No instante em que o país se encontra dividido entre instituições é meu dever, como Presidente da República, vir a público para dizer:

  1. Nunca tive nenhuma intenção de agredir quaisquer dos Poderes. A harmonia entre eles não é vontade minha, mas determinação constitucional que todos, sem exceção, devem respeitar.
  2. Sei que boa parte dessas divergências decorrem de conflitos de entendimento acerca das decisões adotadas pelo Ministro Alexandre de Moraes no âmbito do inquérito das fake news.

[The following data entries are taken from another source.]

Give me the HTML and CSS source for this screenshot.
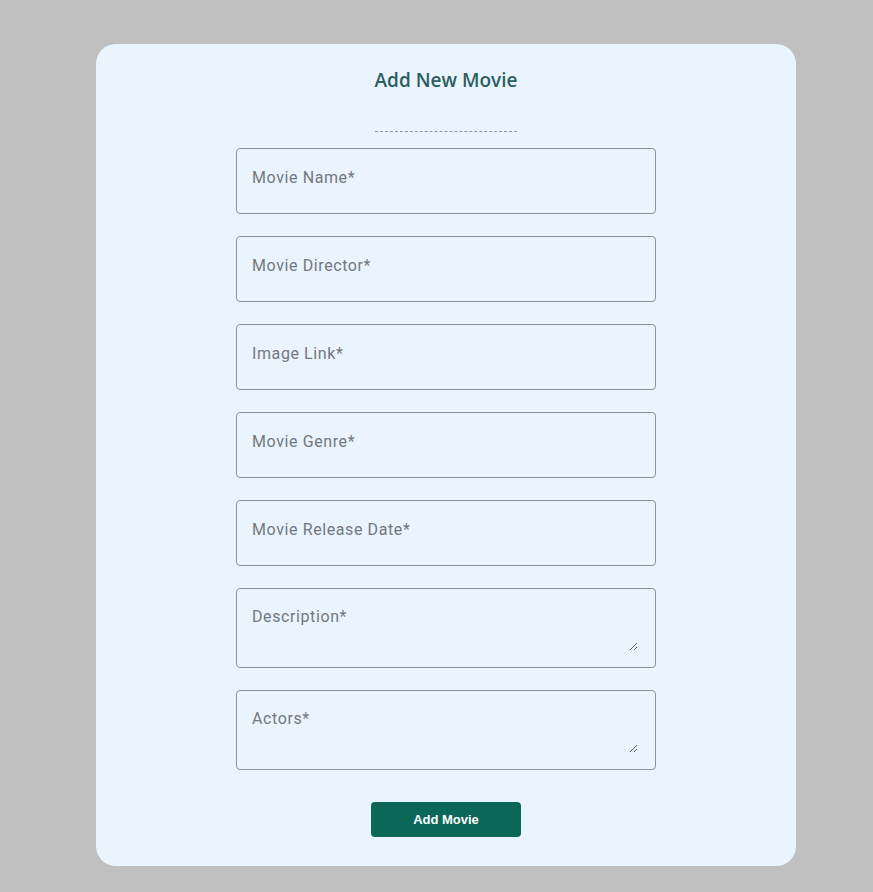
FILE: index.html
```html
<!DOCTYPE html>
<html lang="en">
<head>
<meta charset="utf-8">
<title>Add New Movie</title>
<link rel="stylesheet" href="styles.css">
</head>
<body>
<div class="card">
  <div class="head"><h2 class="title">Add New Movie</h2></div>
  <form class="form">
    <input class="field" type="text" placeholder="Movie Name*">
    <input class="field" type="text" placeholder="Movie Director*">
    <input class="field" type="text" placeholder="Image Link*">
    <input class="field" type="text" placeholder="Movie Genre*">
    <input class="field" type="text" placeholder="Movie Release Date*">
    <div class="area-box"><textarea class="area" placeholder="Description*"></textarea></div>
    <div class="area-box"><textarea class="area" placeholder="Actors*"></textarea></div>
    <button class="btn" type="button">Add Movie</button>
  </form>
</div>
</body>
</html>
```
FILE: styles.css
```css
html, body { margin: 0; padding: 0; }
body {
  background: #c0c0c0;
  padding: 44px 0 26px 96px;
  font-family: Roboto, "Liberation Sans", sans-serif;
}
.card {
  width: 700px;
  height: 822px;
  box-sizing: border-box;
  background: #eaf4fe;
  border-radius: 20px;
  padding-top: 23px;
}
.head { display: flex; justify-content: center; }
.title {
  margin: 0;
  font-family: "Open Sans", "Noto Sans", sans-serif;
  font-weight: 600;
  font-size: 19px;
  line-height: 27px;
  color: #2e5e60;
  padding-bottom: 37px;
  border-bottom: 1px dashed #8b99a3;
}
.form {
  display: flex;
  flex-direction: column;
  align-items: center;
  gap: 22px;
  margin-top: 16px;
}
.field, .area-box {
  width: 420px;
  box-sizing: border-box;
  border: 1px solid #8c9099;
  border-radius: 4px;
  background: #eaf4fe;
  margin: 0;
}
.field {
  height: 66px;
  padding: 16px 15px 24px;
  font-family: Roboto, sans-serif;
  font-size: 16px;
  color: #333;
  outline: none;
}
.area-box {
  height: 80px;
  padding: 16px 17px 16px 15px;
  display: flex;
}
.area {
  flex: 1;
  height: 46px;
  box-sizing: border-box;
  margin: 0;
  padding: 0;
  border: none;
  background: transparent;
  outline: none;
  resize: vertical;
  font-family: Roboto, sans-serif;
  font-size: 16px;
  line-height: 24px;
  color: #333;
}
.field::placeholder, .area::placeholder { color: #72787f; letter-spacing: 0.6px; }
.btn {
  margin-top: 10px;
  width: 150px;
  height: 35px;
  border: none;
  border-radius: 4px;
  background: #0b6757;
  color: #fff;
  font-family: "Liberation Sans", Arial, sans-serif;
  font-weight: 700;
  font-size: 13px;
}
```
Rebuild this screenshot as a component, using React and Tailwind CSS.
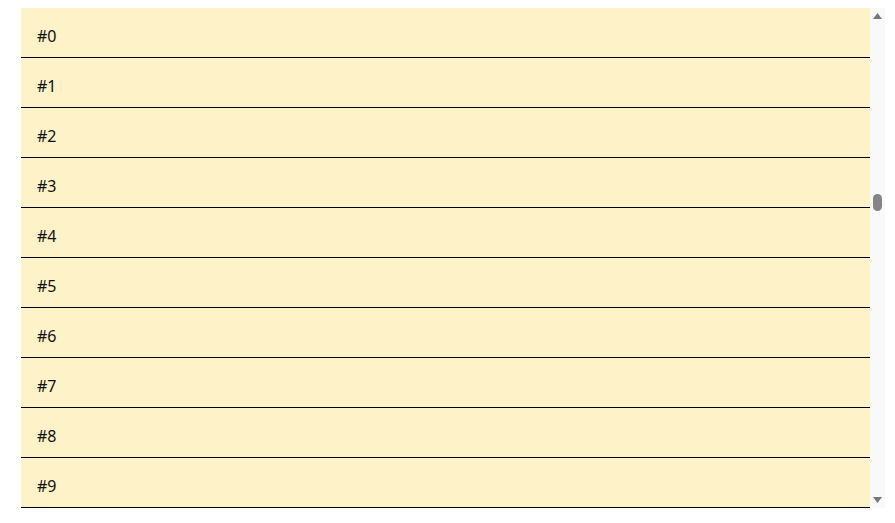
const visible = Array.from({ length: 10 }, (_, i) => i)

export default function App() {
  return (
    <div className="min-h-screen bg-white pt-2 pl-[21px]" style={{ fontFamily: '"Noto Sans", "Open Sans", sans-serif' }}>
      <div className="w-[864px] h-[500px] flex overflow-hidden">
        <div className="flex-1">
          {visible.map((i) => (
            <div key={i} className="h-[50px] px-4 pt-4 border-b border-black bg-[#fdf2c8] text-base leading-6 text-[#111]">
              #{i}
            </div>
          ))}
        </div>

        {/* scrollbar */}
        <div className="w-[15px] bg-[#f9f9f9] flex flex-col items-center pt-[5px] pb-[5px]">
          <svg width="9" height="6" viewBox="0 0 9 6">
            <path d="M4.5 0 L9 6 L0 6 Z" fill="#777777" />
          </svg>
          <div className="mt-[175px] w-[9px] h-[17px] rounded-full bg-[#858585]" />
          <div className="flex-1" />
          <svg width="9" height="6" viewBox="0 0 9 6">
            <path d="M0 0 L9 0 L4.5 6 Z" fill="#777777" />
          </svg>
        </div>
      </div>
    </div>
  )
}
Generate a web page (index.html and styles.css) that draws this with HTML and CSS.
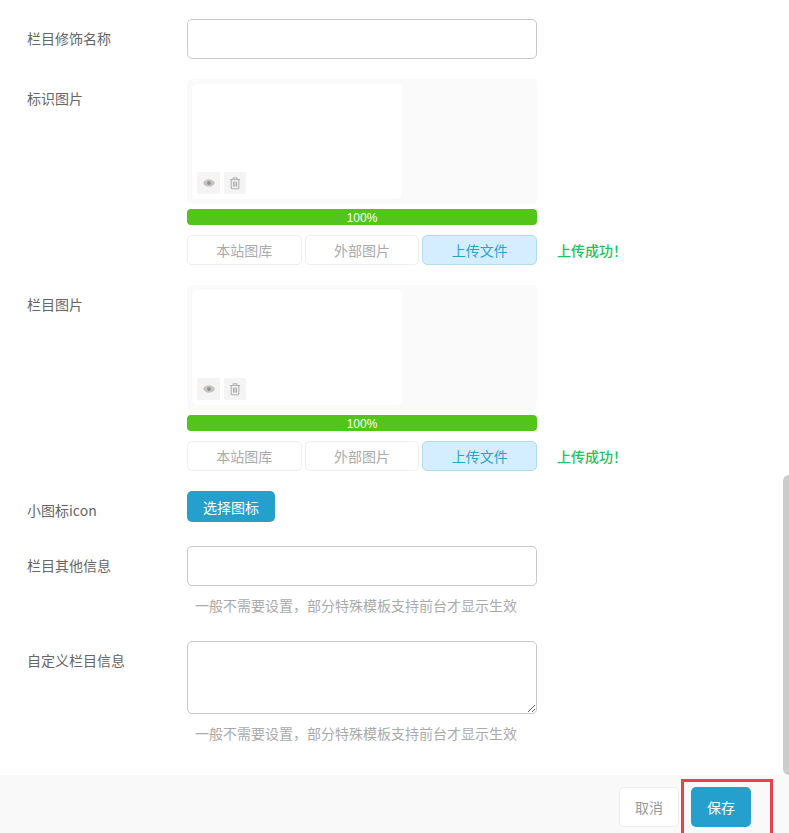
FILE: index.html
```html
<!DOCTYPE html>
<html lang="zh-CN">
<head>
<meta charset="utf-8">
<title>栏目设置</title>
<link rel="stylesheet" href="styles.css">
</head>
<body>
<div class="page">
  <form class="form">
    <div class="row">
      <label class="label label-input">栏目修饰名称</label>
      <div class="control"><input class="input" type="text"></div>
    </div>
    <div class="row">
      <label class="label label-top">标识图片</label>
      <div class="control-wide">
        <div class="control">
          <div class="preview">
            <div class="thumb">
              <span class="tool"><svg class="icon" viewBox="0 0 14 14"><path class="eye" d="M1 7c1.6-2.6 3.6-3.8 6-3.8s4.400 1.200 6 3.800c-1.600 2.600-3.600 3.800-6 3.800S2.600 9.600 1 7z"/><circle class="pupil" cx="7" cy="7" r="2.300"/></svg></span>
              <span class="tool tool-narrow"><svg class="icon" viewBox="0 0 14 14"><path class="trash" d="M2 3.500h10M5.200 3.500V1.700h3.600v1.800M3.200 3.500v8.300c0 .6.400 1 1 1h5.600c.6 0 1-.4 1-1V3.500M5.500 5.500v5.300M7 5.500v5.300M8.500 5.500v5.300"/></svg></span>
            </div>
          </div>
          <div class="progress">100%</div>
        </div>
        <div class="tabs-line">
          <div class="tabs">
            <button class="tab" type="button">本站图库</button>
            <button class="tab" type="button">外部图片</button>
            <button class="tab tab-active" type="button">上传文件</button>
          </div>
          <span class="success">上传成功！</span>
        </div>
      </div>
    </div>
    <div class="row">
      <label class="label label-top">栏目图片</label>
      <div class="control-wide">
        <div class="control">
          <div class="preview">
            <div class="thumb">
              <span class="tool"><svg class="icon" viewBox="0 0 14 14"><path class="eye" d="M1 7c1.6-2.6 3.6-3.8 6-3.8s4.400 1.200 6 3.800c-1.600 2.600-3.600 3.800-6 3.800S2.600 9.600 1 7z"/><circle class="pupil" cx="7" cy="7" r="2.300"/></svg></span>
              <span class="tool tool-narrow"><svg class="icon" viewBox="0 0 14 14"><path class="trash" d="M2 3.500h10M5.200 3.500V1.700h3.600v1.800M3.200 3.500v8.300c0 .6.400 1 1 1h5.600c.6 0 1-.4 1-1V3.500M5.500 5.500v5.300M7 5.500v5.300M8.500 5.500v5.300"/></svg></span>
            </div>
          </div>
          <div class="progress">100%</div>
        </div>
        <div class="tabs-line">
          <div class="tabs">
            <button class="tab" type="button">本站图库</button>
            <button class="tab" type="button">外部图片</button>
            <button class="tab tab-active" type="button">上传文件</button>
          </div>
          <span class="success">上传成功！</span>
        </div>
      </div>
    </div>
    <div class="row">
      <label class="label label-icon">小图标icon</label>
      <div class="control"><button class="pick" type="button">选择图标</button></div>
    </div>
    <div class="row row-info">
      <label class="label label-input">栏目其他信息</label>
      <div class="control">
        <input class="input" type="text">
        <p class="hint">一般不需要设置，部分特殊模板支持前台才显示生效</p>
      </div>
    </div>
    <div class="row row-custom">
      <label class="label label-input">自定义栏目信息</label>
      <div class="control">
        <textarea class="area"></textarea>
        <p class="hint">一般不需要设置，部分特殊模板支持前台才显示生效</p>
      </div>
    </div>
  </form>
  <div class="scrollbar"></div>
  <footer class="footer">
    <button class="btn-cancel" type="button">取消</button>
    <button class="btn-save" type="button">保存</button>
    <div class="highlight"></div>
  </footer>
</div>
</body>
</html>
```

FILE: styles.css
```css
* { box-sizing: border-box; }
html, body { margin: 0; padding: 0; }
body {
  font-family: "Noto Sans CJK SC", "Liberation Sans", sans-serif;
  font-size: 14px;
  color: #666;
  background: #fff;
}
.page {
  position: relative;
  width: 789px;
  height: 833px;
  overflow: hidden;
  display: flex;
  flex-direction: column;
}
.form {
  flex: 1;
  padding: 19px 0 0 27px;
  display: flex;
  flex-direction: column;
  gap: 20px;
}
.row { display: flex; align-items: flex-start; }
.label {
  width: 160px;
  flex: none;
  font-size: 14px;
  line-height: 20px;
  color: #666;
}
.label-input { padding-top: 9px; }
.label-top { padding-top: 9px; }
.label-icon { padding-top: 9px; }
.control { width: 350px; flex: none; }
.control-wide { display: flex; flex-direction: column; gap: 10px; }
.input {
  display: block;
  width: 350px;
  height: 40px;
  border: 1px solid #c9c9c9;
  border-radius: 5px;
  background: #fff;
  outline: none;
}
.area {
  display: block;
  width: 350px;
  height: 73px;
  border: 1px solid #c9c9c9;
  border-radius: 5px;
  background: #fff;
  outline: none;
  resize: vertical;
}
.preview {
  height: 125px;
  padding: 5px;
  background: #fafafa;
  border-radius: 5px;
}
.thumb {
  width: 210px;
  height: 115px;
  padding: 88px 0 0 5px;
  background: #fff;
  border-radius: 5px;
  display: flex;
  gap: 4px;
  align-items: flex-start;
}
.tool {
  width: 23px;
  height: 22px;
  background: #f4f4f4;
  border-radius: 2px;
  display: flex;
  align-items: center;
  justify-content: center;
}
.tool-narrow { width: 22px; }
.icon { width: 14px; height: 14px; display: block; }
.eye { fill: #c9c2bb; stroke: none; }
.pupil { fill: #8f8f95; stroke: #d8d8d8; stroke-width: .5; }
.trash { fill: none; stroke: #aeb0ae; stroke-width: 1.100; }
.progress {
  height: 16px;
  margin-top: 5px;
  background: #52c41a;
  border-radius: 4px;
  color: #fff;
  font-family: "Liberation Sans", sans-serif;
  font-size: 12px;
  line-height: 18px;
  text-align: center;
}
.tabs-line { display: flex; align-items: center; gap: 20px; }
.tabs { width: 350px; display: flex; gap: 3px; }
.tab {
  flex: 1;
  height: 30px;
  padding: 0;
  border: 1px solid #eee;
  border-radius: 5px;
  background: #fff;
  color: #aaa;
  font: inherit;
  font-size: 14px;
}
.tab-active {
  background: #d5eeff;
  border-color: #b3dbf2;
  color: #26a2cd;
}
.success { color: #1ac45f; font-size: 14px; font-weight: 500; line-height: 20px; }
.pick {
  display: block;
  width: 88px;
  height: 31px;
  padding: 0;
  border: 0;
  border-radius: 5px;
  background: #25a0cc;
  color: #fff;
  font: inherit;
  font-size: 14px;
}
.row-info { margin-top: 4px; }
.row-custom { margin-top: 6px; }
.hint {
  margin: 9px 0 0;
  padding-left: 8px;
  font-size: 14px;
  line-height: 20px;
  color: #aaa;
}
.scrollbar {
  position: absolute;
  right: 0;
  top: 475px;
  width: 6px;
  height: 300px;
  background: #ccc;
  border-radius: 6px 0 0 6px;
}
.footer {
  position: relative;
  flex: none;
  height: 58px;
  background: #f9f9f9;
  padding: 12px 38px 0 0;
  display: flex;
  justify-content: flex-end;
  align-items: flex-start;
  gap: 12px;
}
.btn-cancel, .btn-save {
  width: 60px;
  height: 40px;
  padding: 0;
  border-radius: 5px;
  font: inherit;
  font-size: 14px;
}
.btn-cancel { background: #fff; border: 1px solid #eee; color: #999; }
.btn-save { background: #25a0cc; border: 0; color: #fff; }
.highlight {
  position: absolute;
  left: 681px;
  top: 4px;
  width: 92px;
  height: 60px;
  border: 3px solid #e8434a;
}
```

  3. Mas na vida pública as pessoas que exercem o poder, não têm o direito de “esticar a corda”, a ponto de prejudicar a vida dos brasileiros e sua economia.
  4. Por isso quero declarar que minhas palavras, por vezes contundentes, decorreram do calor do momento e dos embates que sempre visaram o bem comum.
  5. Em que pesem suas qualidades como jurista e professor, existem naturais divergências em algumas decisões do Ministro Alexandre de Moraes.
  6. Sendo assim, essas questões devem ser resolvidas por medidas judiciais que serão tomadas de forma a assegurar a observância dos direitos e garantias fundamentais previsto no Art 5º da Constituição Federal.
  7. Reitero meu respeito pelas instituições da República, forças motoras que ajudam a governar o país.
  8. Democracia é isso: Executivo, Legislativo e Judiciário trabalhando juntos em favor do povo e todos respeitando a Constituição.
  9. Sempre estive disposto a manter diálogo permanente com os demais Poderes pela manutenção da harmonia e independência entre eles.
  10. Finalmente, quero registrar e agradecer o extraordinário apoio do povo brasileiro, com quem alinho meus princípios e valores, e conduzo os destinos do nosso Brasil.